I picked Far from the Tree up a bit randomly because I loved Robin Benway’s other book, Emmy & Oliver (under-hyped!). I, for some reason, thought it’d be happy, what with the pretty cover and me clearly having no memory of the roller coaster of emotions in E&O. I almost cried reading Far from the Tree, and I probably would have had I not finished this in a car on the way from the zoo (weird, yes).
As in E&O, there’s a strong emphasis on family in Far from the Tree, this time on siblings separated because their mother put them all up for adoption. At the same time, there’s an emphasis on adopted family, too, and how it isn’t any less important than blood family. I love how it worked through that and even more with Joaquin who didn’t have an adopted family at the start of the book, who had gone through issues with adoption.

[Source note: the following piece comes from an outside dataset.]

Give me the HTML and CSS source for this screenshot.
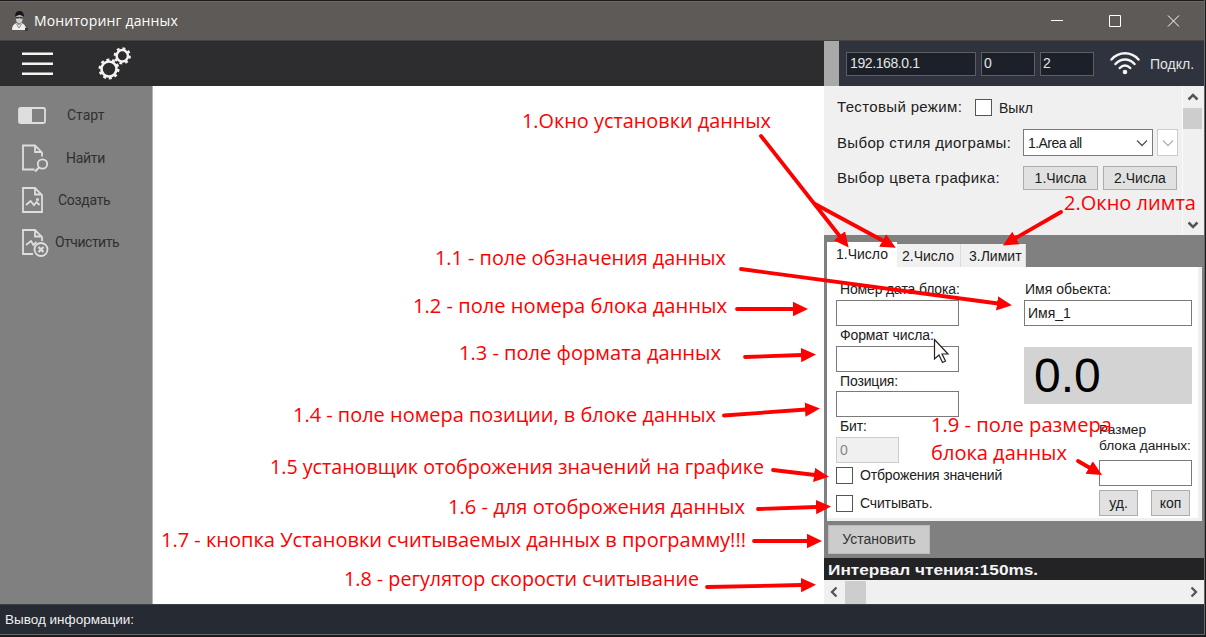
FILE: index.html
```html
<!DOCTYPE html>
<html lang="ru">
<head>
<meta charset="utf-8">
<title>Мониторинг данных</title>
<link rel="stylesheet" href="styles.css">
</head>
<body>
<div class="window">
  <header class="titlebar">
    <svg class="app-icon" width="18" height="22" viewBox="0 0 18 22">
      <path d="M2 20c0-4 1.500-6 4.500-7l2.500 2 2.500-2c3 1 4.500 3 4.500 7z" fill="#eeeeec"/>
      <path d="M6 5h6.500v4.500c0 2-1.300 4-3.200 4S6 11.500 6 9.500z" fill="#cfcfcd"/>
      <path d="M5 6.500C5 3 6.500 1 9.500 1S14 3 14 6.500L9.500 5z" fill="#171717"/>
      <path d="M6 6.800h6.500v1.600H10l-.7-.8-.6.800H6z" fill="#333"/>
      <path d="M6.500 14L9 18l2.500-4" fill="none" stroke="#888" stroke-width="1"/>
      <path d="M15 18h3v3h-3z" fill="#3a3a3a"/>
    </svg>
    <span class="title">Мониторинг данных</span>
    <svg class="window-controls" width="132" height="14" viewBox="0 0 132 14" fill="none" stroke="#fff">
      <path d="M0 6.500h12M58.500 1.500h11v11h-11zM117 1.500l11 11M128 1.500l-11 11"/>
    </svg>
  </header>

  <div class="toolbar">
    <div class="tools">
      <svg class="menu-icon" width="31" height="24" viewBox="0 0 31 24" stroke="#f7f3f0" stroke-width="2.500"><path d="M0 1.800h31M0 11.800h31M0 21.800h31"/></svg>
      <svg class="gears" width="34" height="34" viewBox="0 0 34 34" fill="none" stroke="#f7f3f0">
        <circle cx="11" cy="22" r="7.500" stroke-width="2.600"/>
        <circle cx="11" cy="22" r="9.300" stroke-width="2.400" stroke-dasharray="3 2.843"/>
        <circle cx="24.300" cy="8.800" r="5.700" stroke-width="2.500"/>
        <circle cx="24.300" cy="8.800" r="7.500" stroke-width="2.200" stroke-dasharray="2.800 3.090"/>
      </svg>
    </div>
    <div class="splitter"></div>
    <div class="connection">
      <span class="dark-field ip">192.168.0.1</span>
      <span class="dark-field">0</span>
      <span class="dark-field">2</span>
      <svg class="wifi" width="30" height="23" viewBox="0 0 30 23" fill="none" stroke="#f4f4f4" stroke-width="2.500" stroke-linecap="round">
        <path d="M1.500 7.500C9-.7 21-.7 28.500 7.500M5.500 12C11 6 19 6 24.500 12M9.800 16c3.200-3.300 7.200-3.300 10.400 0"/>
        <circle cx="15" cy="20" r="2.300" fill="#f4f4f4" stroke="none"/>
      </svg>
      <span class="connect-label">Подкл.</span>
    </div>
  </div>

  <main class="content">
    <nav class="sidebar">
      <div class="nav-item">
        <svg width="28" height="17" viewBox="0 0 28 17"><rect x="1" y="1" width="26" height="15" rx="1.500" fill="none" stroke="#dedede" stroke-width="1.800"/><path d="M1 1h13v15H1z" fill="#dedede"/></svg>
        <span class="nav-label start">Старт</span>
      </div>
      <div class="nav-item">
        <svg width="28" height="30" viewBox="0 0 28 30" fill="none" stroke="#dedede" stroke-width="1.800"><path d="M13.500 26.500H2v-24h12L21 9.500v4M14 2.500v6.500h6.500"/><circle cx="21.500" cy="21" r="4.700"/><path d="M18 24.500l-4 4" stroke-width="2.200"/></svg>
        <span class="nav-label find">Найти</span>
      </div>
      <div class="nav-item">
        <svg width="28" height="30" viewBox="0 0 28 30" fill="none" stroke="#dedede" stroke-width="1.800"><path d="M2 3h12L21 10v17H2zM14 3v6.500h6.500M5 20l4.500-4 3.500 4 2.500-3 3 3"/><circle cx="16.500" cy="14.500" r=".7"/></svg>
        <span class="nav-label create">Создать</span>
      </div>
      <div class="nav-item last">
        <svg width="28" height="30" viewBox="0 0 28 30" fill="none" stroke="#dedede" stroke-width="1.800"><path d="M12 27H2V3h12L21 10v4M14 3v6.500h6.500M5 18l5-4 2.500 4 3-3"/><circle cx="20" cy="22.500" r="6.500"/><path d="M17.500 20l5 5M22.500 20l-5 5" stroke-width="2.200"/></svg>
        <span class="nav-label clear">Отчистить</span>
      </div>
    </nav>
    <section class="chart-area"></section>

    <aside class="panel">
      <div class="settings">
        <div class="settings-body">
          <div class="setting-row first">
            <span class="setting-name mode">Тестовый режим:</span>
            <span class="checkbox"></span>
            <span class="off">Выкл</span>
          </div>
          <div class="setting-row">
            <span class="setting-name style">Выбор стиля диограмы:</span>
            <span class="select">1.Area all
              <svg width="12" height="8" viewBox="0 0 12 8" fill="none" stroke="#555" stroke-width="1.300"><path d="M1 1.500l5 5 5-5"/></svg>
            </span>
            <span class="select mini"><svg width="12" height="8" viewBox="0 0 12 8" fill="none" stroke="#b4b4b4" stroke-width="1.300"><path d="M1 1.500l5 5 5-5"/></svg></span>
          </div>
          <div class="setting-row">
            <span class="setting-name color">Выбор цвета графика:</span>
            <span class="button color-button">1.Числа</span>
            <span class="button color-button second">2.Числа</span>
          </div>
        </div>
        <div class="vscroll">
          <svg width="12" height="8" viewBox="0 0 12 8" fill="none" stroke="#555" stroke-width="2.500"><path d="M1.500 6.500L6 2l4.500 4.500"/></svg>
          <div class="vthumb"></div>
          <svg class="down" width="12" height="8" viewBox="0 0 12 8" fill="none" stroke="#555" stroke-width="2.500"><path d="M1.500 1.500L6 6l4.500-4.500"/></svg>
        </div>
      </div>

      <div class="data-block">
        <div class="tabs">
          <span class="tab active">1.Число</span>
          <span class="tab two">2.Число</span>
          <span class="tab three">3.Лимит</span>
        </div>
        <div class="tab-page">
          <div class="left-column">
            <span class="field-name block-no">Номер дата блока:</span>
            <span class="field"></span>
            <span class="field-name format">Формат числа:</span>
            <span class="field"></span>
            <span class="field-name position">Позиция:</span>
            <span class="field"></span>
            <span class="field-name bit">Бит:</span>
            <span class="field disabled">0</span>
            <div class="check-row"><span class="checkbox"></span><span class="check-name show">Отброжения значений</span></div>
            <div class="check-row lower"><span class="checkbox"></span><span class="check-name">Считывать.</span></div>
          </div>
          <div class="right-column">
            <span class="field-name object">Имя обьекта:</span>
            <span class="field name-value">Имя_1</span>
            <div class="display">0.0</div>
            <div class="size-group">
              <div class="size-name">Размер<br>блока данных:</div>
              <span class="field"></span>
              <div class="size-buttons"><span class="button">уд.</span><span class="button">коп</span></div>
            </div>
          </div>
        </div>
        <div class="button apply">Установить</div>
      </div>
      <div class="interval"><span class="wide">Интервал чтения:150ms.</span></div>
      <div class="hscroll">
        <svg width="8" height="12" viewBox="0 0 8 12" fill="none" stroke="#555" stroke-width="2.300"><path d="M6.500 1.500L2 6l4.500 4.500"/></svg>
        <div class="hthumb"></div>
        <svg class="forward" width="8" height="12" viewBox="0 0 8 12" fill="none" stroke="#555" stroke-width="2.300"><path d="M1.500 1.500L6 6l-4.500 4.500"/></svg>
      </div>
    </aside>
  </main>
  <footer class="statusbar">Вывод информации:</footer>
</div>

<svg class="annotations" width="1206" height="637" viewBox="0 0 1206 637">
  <defs>
    <marker id="head" markerUnits="userSpaceOnUse" markerWidth="16" markerHeight="16" refX="1" refY="7.500" orient="auto"><path d="M0 0.300L15 7.500L0 14.700z" fill="#f00"/></marker>
  </defs>
  <g class="arrows">
    <path d="M761 136L840 236.500"/>
    <path d="M815 204L883.500 241"/>
    <path d="M1061 212L1015 238.500"/>
    <path d="M741 269L998 303.500"/>
    <path d="M737 309H794"/>
    <path d="M745 357L802 355"/>
    <path d="M724 415.500L806 409.500"/>
    <path d="M773 470L815 475"/>
    <path d="M758 509L817 507"/>
    <path d="M754 541H808"/>
    <path d="M707 587L802 585"/>
    <path d="M1078 461L1090 468"/>
  </g>
  <g class="notes">
    <text x="522" y="128" textLength="249" lengthAdjust="spacingAndGlyphs">1.Окно установки данных</text>
    <text x="1064" y="210" textLength="132" lengthAdjust="spacingAndGlyphs">2.Окно лимта</text>
    <text x="435" y="265" textLength="291" lengthAdjust="spacingAndGlyphs">1.1 - поле обзначения данных</text>
    <text x="413" y="313" textLength="314" lengthAdjust="spacingAndGlyphs">1.2 - поле номера блока данных</text>
    <text x="459" y="360" textLength="262" lengthAdjust="spacingAndGlyphs">1.3 - поле формата данных</text>
    <text x="293" y="422" textLength="423" lengthAdjust="spacingAndGlyphs">1.4 - поле номера позиции, в блоке данных</text>
    <text x="270" y="474" textLength="494" lengthAdjust="spacingAndGlyphs">1.5 установщик отоброжения значений на графике</text>
    <text x="448" y="514" textLength="297" lengthAdjust="spacingAndGlyphs">1.6 - для отоброжения данных</text>
    <text x="161" y="547" textLength="585" lengthAdjust="spacingAndGlyphs">1.7 - кнопка Установки считываемых данных в программу!!!</text>
    <text x="344" y="586" textLength="355" lengthAdjust="spacingAndGlyphs">1.8 - регулятор скорости считывание</text>
    <text x="931" y="432" textLength="181" lengthAdjust="spacingAndGlyphs">1.9 - поле размера</text>
    <text x="931" y="460" textLength="136" lengthAdjust="spacingAndGlyphs">блока данных</text>
  </g>
  <path d="M934.500 339.500v19.500l4.500-4 3.500 7.500 3-1.500-3.500-7h6z" fill="#fff" stroke="#222" stroke-width="1.200"/>
</svg>
</body>
</html>
```

FILE: styles.css
```css
* { box-sizing: border-box; }
body {
  margin: 0;
  width: 1206px;
  height: 637px;
  overflow: hidden;
  background: #1d1b1d;
  font: 14px/16px "Liberation Sans", sans-serif;
  color: #202020;
}
span, .display, .apply, .interval, .statusbar { white-space: nowrap; }
svg { flex: none; }
.window {
  display: flex;
  flex-direction: column;
  width: 1205px;
  height: 635px;
  padding-top: 1px;
  border-right: 1px solid #686868;
  border-bottom: 1px solid #686868;
}
.titlebar {
  display: flex;
  align-items: center;
  height: 40px;
  padding: 0 21px 0 10px;
  background: #5e5a57;
  border-top: 1px solid #6b6866;
  border-bottom: 1px solid #454344;
}
.title {
  margin-left: 6px;
  color: #fff;
  font: 14px/20px "Open Sans", sans-serif;
  letter-spacing: .15px;
}
.window-controls { margin-left: auto; }

.toolbar { display: flex; height: 45px; }
.tools { display: flex; align-items: center; width: 824px; padding-left: 22px; background: #2d2d30; }
.gears { margin-left: 45px; }
.splitter { width: 15px; background: #a9a9a9; }
.connection {
  display: flex;
  flex: 1;
  align-items: center;
  padding-left: 7px;
  background: #2e333e;
  color: #e4e4e4;
}
.dark-field {
  width: 54px;
  height: 24px;
  margin-right: 5px;
  padding: 2px 2px;
  border: 1px solid #5c5e62;
  background: #1c2029;
  letter-spacing: -.4px;
}
.dark-field.ip { width: 130px; padding-left: 3px; }
.wifi { margin-left: 11px; }
.connect-label { margin-left: 10px; }

.content { display: flex; height: 518px; }
.sidebar {
  width: 153px;
  padding-top: 8px;
  background: #808080;
  border-right: 1px solid #b4b4b4;
}
.nav-item { display: flex; align-items: center; height: 42.500px; padding-left: 19px; }
.nav-item.last { height: 41px; }
.nav-item svg { width: 28px; margin-left: 2px; }
.nav-item:first-child svg { margin-left: -1px; }
.nav-label { color: #303030; font: 14px/18px Roboto, sans-serif; letter-spacing: -.3px; }
.start { margin-left: 21px; letter-spacing: 0; }
.find { margin-left: 17px; }
.create { margin-left: 9px; }
.clear { margin-left: 6px; letter-spacing: -.5px; }
.chart-area { width: 671px; background: #fff; }
.panel { display: flex; flex-direction: column; width: 380px; background: #808080; }

.settings { display: flex; height: 149px; background: #f0f0f0; }
.settings-body { width: 358px; padding: 4px 0 0 13px; }
.setting-row { display: flex; align-items: center; height: 35px; }
.setting-name { width: 186px; font-size: 15px; letter-spacing: .35px; }
.setting-name.mode { width: 138px; margin-top: -2px; }
.checkbox { width: 17px; height: 17px; border: 1.500px solid #555; background: #fff; }
.off { margin-left: 7px; }
.select {
  display: flex;
  align-items: center;
  justify-content: space-between;
  width: 130px;
  height: 27px;
  padding: 0 4px;
  border: 1px solid #7a7a7a;
  background: #fff;
  letter-spacing: -.55px;
}
.select.mini { width: 21px; margin-left: 4px; border-color: #ccc; }
.button {
  display: block;
  border: 1px solid #adadad;
  background: #e1e1e1;
  text-align: center;
}
.color-button { width: 75px; height: 24px; line-height: 23px; }
.color-button.second { width: 74px; margin-left: 5px; }
.vscroll {
  display: flex;
  flex-direction: column;
  align-items: center;
  width: 22px;
  padding: 7px 2px 6px 0;
  border-left: 1px solid #fafafa;
}
.vthumb { width: 19px; height: 21px; margin-top: 7px; background: #cdcdcd; }
.down { margin-top: auto; }

.data-block { height: 323px; padding: 7px 2px 0 3px; }
.tabs { display: flex; align-items: flex-end; height: 25px; }
.tab { width: 64px; height: 23px; padding: 4px 0 0 5px; background: #f0f0f0; border-right: 1px solid #dcdcdc; }
.tab.active { width: 70px; height: 25px; padding: 4px 0 0 9px; background: #fff; border: 0; }
.tab.three { width: 65px; padding-left: 8px; }
.tab-page {
  display: flex;
  height: 254px;
  padding: 13px 6px 0 9px;
  background: #fff;
  border-right: 4px solid #f0f0f0;
  border-bottom: 3px solid #f0f0f0;
}
.left-column { display: flex; flex-direction: column; flex: none; width: 188px; letter-spacing: -.15px; }
.right-column { display: flex; flex-direction: column; width: 168px; flex: none; }
.field-name { height: 20px; padding-left: 4px; line-height: 18px; }
.field { display: block; width: 123px; height: 26px; padding: 4px 3px; border: 1px solid #7a7a7a; background: #fff; }
.field.disabled { width: 63px; border-color: #ccc; background: #f0f0f0; color: #858585; }
.object { padding-left: 1px; }
.name-value { width: 168px; }
.display {
  height: 57px;
  margin-top: 21px;
  padding-left: 10px;
  background: #d3d3d3;
  color: #000;
  font-size: 48px;
  line-height: 58px;
}
.format, .position, .bit { height: 19.500px; }
.check-row { display: flex; align-items: center; height: 17px; margin-top: 4px; }
.check-row.lower { margin-top: 11px; }
.check-name { margin-left: 7px; }
.size-group { width: 93px; margin: 18px 0 0 75px; }
.size-name { height: 38px; white-space: nowrap; font-size: 13.700px; }
.size-group .field { width: 93px; }
.size-buttons { display: flex; justify-content: space-between; margin-top: 4px; padding-right: 2px; }
.size-buttons .button { width: 39px; height: 26px; line-height: 25px; }
.apply { width: 102px; height: 29px; margin: 4px 0 0 1px; background: #ccc; line-height: 27px; border-color: #bbb; color: #333; }
.interval { height: 22px; padding: 4px 4px; background: #232326; color: #f4f4f4; font-weight: bold; font-size: 15px; }
.wide { display: inline-block; transform: scaleX(1.148); transform-origin: left; }
.hscroll { display: flex; align-items: center; height: 24px; padding: 0 6px; background: #f0f0f0; }
.hthumb { width: 21px; height: 23px; margin-left: 7px; background: #cdcdcd; }
.forward { margin-left: auto; }

.statusbar {
  height: 30px;
  padding: 7px 5px;
  background: #262a33;
  border-top: 1px solid #3a3e45;
  color: #eee;
  font: 13.500px/16px "Liberation Sans", sans-serif;
}
.annotations { position: absolute; top: 0; left: 0; pointer-events: none; }
.arrows { fill: none; stroke: #f00; stroke-width: 3.800; stroke-linecap: round; }
.arrows path { marker-end: url(#head); }
.notes { fill: #f00; font: 20.500px "Open Sans", sans-serif; }
```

That’s what parents do. They catch you before you fall. That’s what family is.”
I can’t say I loved all three of the siblings, but I felt for them. I connected most with Joaquin and Grace instead of Maya, but found them all interesting to read about. Joaquin and Grace, in my opinion, had deeper storylines than Maya’s, which meant I was more emotionally attached to them. THOUGH, I still love Maya and found her story important, in the least.
It took us fifteen years to find each other, but we still did! And sometimes, family hurts each other. But after that’s done you bandage each other up, and you move on. Together. You’ve got us now, like it or not, and we’ve got you.”
Honestly, I went into this hoping for a sweet contemporary and found a pile of emotions instead. Not that I’m complaining. It was just unexpected (and mostly because I’m daft).
I have very little more to say because I honestly just loved this? And couldn’t ask for any more? It was so beautiful and heartwarming and just…yes.
Last thing, the romances? I thought it was interesting that two out of three were already established and having problems, so it was more about fixing things than creating them. But I still loved the one that was a new relationship (for Grace, finding someone new after her ex who got her pregnant left her).
I’m still flailing.
And now I want to reread Emmy & Oliver. (Read it!)